Reproduce, character for character, the lines below from the first through the one with "const Star = ()". Leave pictures out.

» **Stored data**:
-- START --

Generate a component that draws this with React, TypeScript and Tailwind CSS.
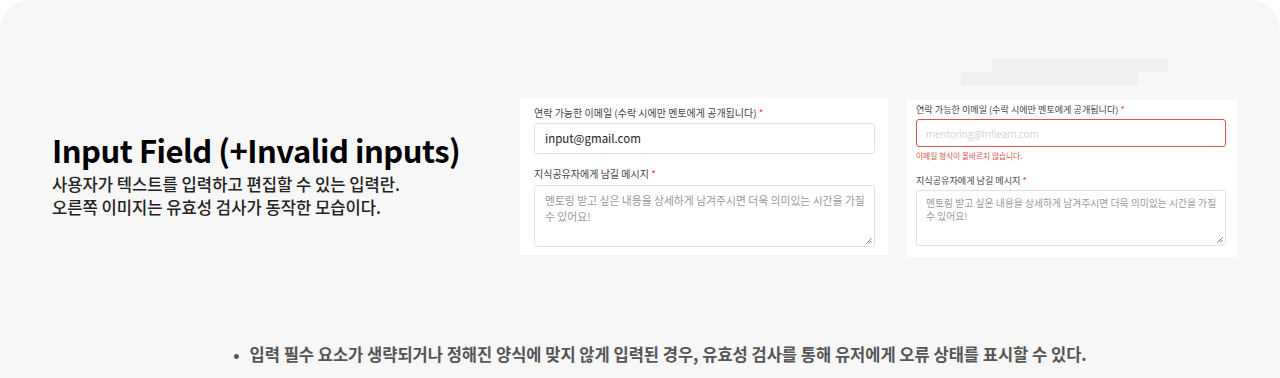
import React from 'react';

const font = { fontFamily: '"Noto Sans CJK KR", "Noto Sans", sans-serif' };

const Grip = () => (
  <svg className="absolute right-[2px] bottom-[2px]" width="7" height="7" viewBox="0 0 7 7">
    <path d="M6.5 1.5 L1.5 6.5 M6.5 4 L4 6.5" stroke="#777" strokeWidth="1" />
  </svg>
);

const Star = () => <span className="text-[#e0443a]"> *</span>;

const ValidPanel: React.FC = () => (
  <div className="w-[368px] h-[157px] bg-white pl-[14px] pr-[13px] pt-[7px]">
    <p className="text-[10px] leading-[16px] text-[#444]">
      연락 가능한 이메일 (수락 시에만 멘토에게 공개됩니다)
      <Star />
    </p>
    <div className="mt-[2px] h-[31px] rounded-[3px] border border-[#e3e3e3] pl-[10px] flex items-center text-[11.5px] text-[#222]">
      input@gmail.com
    </div>
    <p className="mt-[12px] text-[10px] leading-[16px] text-[#444]">
      지식공유자에게 남길 메시지
      <Star />
    </p>
    <div className="relative mt-[3px] h-[62px] rounded-[3px] border border-[#e3e3e3] pl-[10px] pt-[6px] text-[10.8px] leading-[16px] text-[#9a9a9a] whitespace-nowrap">
      멘토링 받고 싶은 내용을 상세하게 남겨주시면 더욱 의미있는 시간을 가질
      <br />수 있어요!
      <Grip />
    </div>
  </div>
);

const InvalidPanel: React.FC = () => (
  <div className="w-[330px] h-[157px] bg-white pl-[9px] pr-[11px] pt-[2px]">
    <p className="text-[9.1px] leading-[14px] text-[#444]">
      연락 가능한 이메일 (수락 시에만 멘토에게 공개됩니다)
      <Star />
    </p>
    <div className="mt-[3px] h-[28px] rounded-[3px] border border-[#d4574d] pl-[9px] flex items-center text-[10px] font-light text-[#c4c4c4]">
      mentoring@inflearn.com
    </div>
    <p className="mt-[3px] text-[7.7px] leading-[12px] text-[#d4574d]">이메일 형식이 올바르지 않습니다.</p>
    <p className="mt-[11px] text-[9.1px] leading-[14px] text-[#444]">
      지식공유자에게 남길 메시지
      <Star />
    </p>
    <div className="relative mt-[3px] h-[56px] rounded-[3px] border border-[#e3e3e3] pl-[9px] pt-[6px] text-[9.8px] leading-[13px] text-[#9a9a9a] whitespace-nowrap">
      멘토링 받고 싶은 내용을 상세하게 남겨주시면 더욱 의미있는 시간을 가질
      <br />수 있어요!
      <Grip />
    </div>
  </div>
);

export default function App() {
  return (
    <div className="bg-white w-[1280px] h-[378px]" style={font}>
      <div className="h-full rounded-t-[30px] bg-[#f7f7f7] flex flex-col">
        <div className="flex flex-1">
          <div className="w-[520px] pl-[52px] pt-[127px]">
            <h1 className="text-[31px] leading-[45px] font-bold text-black tracking-[-0.5px]">
              Input Field (+Invalid inputs)
            </h1>
            <p className="mt-[1px] text-[16.6px] leading-[23px] font-medium text-[#222]">
              사용자가 텍스트를 입력하고 편집할 수 있는 입력란.
              <br />
              오른쪽 이미지는 유효성 검사가 동작한 모습이다.
            </p>
          </div>
          <div className="pt-[98px]">
            <ValidPanel />
          </div>
          <div className="ml-[19px] pt-[58px] flex flex-col">
            <div className="ml-[85px] w-[176px] h-[14px] bg-[#eff0f2]" />
            <div className="ml-[54px] w-[177px] h-[14px] bg-[#eff0f2]" />
            <div className="mt-[14px]">
              <InvalidPanel />
            </div>
          </div>
        </div>
        <div className="h-[35px] flex justify-center pl-[40px]">
          <p className="text-[16.5px] leading-[22px] font-bold text-[#555]">
            <span className="mr-[10px]">•</span>
            입력 필수 요소가 생략되거나 정해진 양식에 맞지 않게 입력된 경우, 유효성 검사를 통해 유저에게 오류 상태를 표시할 수 있다.
          </p>
        </div>
      </div>
    </div>
  );
}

-- END --

» **Answer to this exercise**:
Generate a component that draws this with React, TypeScript and Tailwind CSS.
import React from 'react';

const font = { fontFamily: '"Noto Sans CJK KR", "Noto Sans", sans-serif' };

const Grip = () => (
  <svg className="absolute right-[2px] bottom-[2px]" width="7" height="7" viewBox="0 0 7 7">
    <path d="M6.5 1.5 L1.5 6.5 M6.5 4 L4 6.5" stroke="#777" strokeWidth="1" />
  </svg>
);

const Star = () => <span className="text-[#e0443a]"> *</span>;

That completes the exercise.